韦君如以前也看过这山中的晚霞,但从来没有像今天这样看得仔细认真。“以前和小师妹看日出看朝霞,总觉得黄山的清晨是那样的壮观,可今天看到这晚霞,原来黄山的黄昏是这样的凄美动人,日出日落,别有一番滋味,下次一定要带小师妹好好欣赏一下这样的黄昏美景。”可转念便想到,只怕以后这辈子都不会再有这样的机会,眼泪不禁噙满了眼眶。

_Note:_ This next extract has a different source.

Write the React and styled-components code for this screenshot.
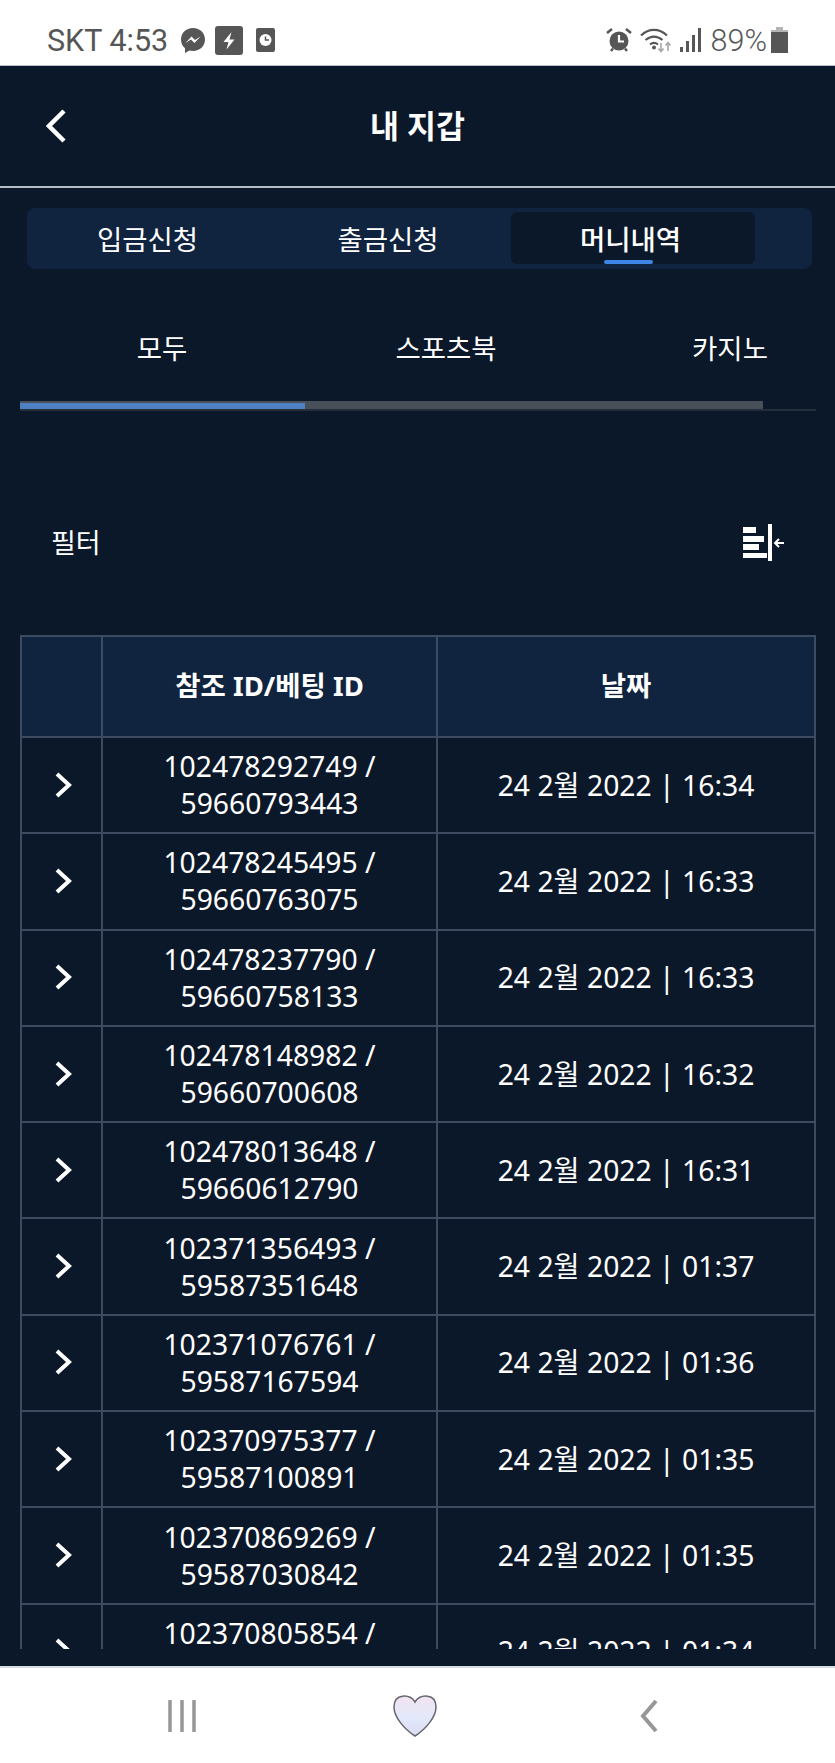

他一边看着这山中美景,四周一片静寂。他的心情慢慢也被感染得安静起来,脚步也放慢放轻了许多,生怕一不小心惊醒,已经要沉睡的脚下的花草。沿着山间流淌的小溪,他向“秀女峰”跑来,师父一家就住在这秀女峰后面的山坡上。
几千几万年来,秀女峰就像一位美丽的少女,每天眺望着对面耸入云霄的“玉郎峰”。传说这秀女峰和玉郎峰本是天宫中的一位神女和一位天将。因为二人偷偷相恋,触犯了天宫禁令,玉皇大帝便把他们贬到人间,幻化成两座山峰,让他们终身再不能靠近,终年受那风吹雨打雷电交加之痛,直到二人彻底悔悟,心中不再有那男女之情,情侣之爱,方可摆脱这幻化成山的魔咒。然而这几万年来,神女与她的情郎始终忠贞不渝,就是不悔,宁可受这万劫不复之苦,天打雷劈之痛,却依然每日遥遥相望,爱意无限。
记得师娘曾经说过,人间与天宫的区别,因为人间有情,所以就有喜怒哀乐,悲欢离合,因此就会有疾病和灾难,所以世人生命并不长久。而天宫的人是不允许有感情的,因为大喜大悲最伤身体,只有禁情禁欲才能福寿绵绵。听后,韦君如就说,如果这辈子活得不能有情爱,就算活千万年,那也不过是具行尸走肉,生又有何欢?如果两情相悦,就像这秀女峰和玉郎峰一样,纵然不能在一起,但你眼中有我,我眼中有你,便是化身为石,又有何惧?师娘听了怔怔望着他,半晌叹了口气,说了声自古多情空余恨,你这痴儿,小小年纪又懂什么啊。便再不说话,自顾去了。
“秀女和玉郎再苦,至少还能天天相见,而再过几天,我和小师妹就要天各一方了,也不知道何时再能相见,我可比他们更可怜得多啊。”心里想着,慢慢爬上了“秀女峰”。这山峰三边平坦,唯有一边却是凸出在外,很似神女带着的帽子,而“帽沿”’下面便是百丈深渊。韦君如刚爬上去,便见那凸出在外的岩石上站着位少女,身形婀娜,背对着他,此时天色已黑,山风也越来越大,那岩石本来就很窄小,一个人勉强能站在上面。那少女的衣服被风一吹,猎猎作响,整个人简直就要飞出去一般。
韦君如大吃一惊,起初他还以为是小师妹,但很快就否定了,因为从背影看,这女子比小师妹更修长。何况小师妹从来就不敢爬到这岩石上去。有一次他大着胆子爬上去,看到小师妹在下面惊呼连连,花容失色,心中还得意万分,等到他往下一看,就见下面云雾缭绕,险壁千仭,耳边是呼呼的风声,只觉头晕脑胀,不由吓得腿脚发软,立马就跳了回来,从此被小师妹取笑了好长一段时间。
因为“秀女峰”的美丽传说,每年都会有慕名而来的恋人因为活着不能在一起,而在这里相约殉情。黄山派会经常派弟子到这里来巡视,韦君如也曾劝阻过几人。今天看见又有女子站在这岩上,他却不敢叫,怕发出的声响惊动了她,而导致一不小心失足摔下,所以只能脚步轻缓,慢慢移过去。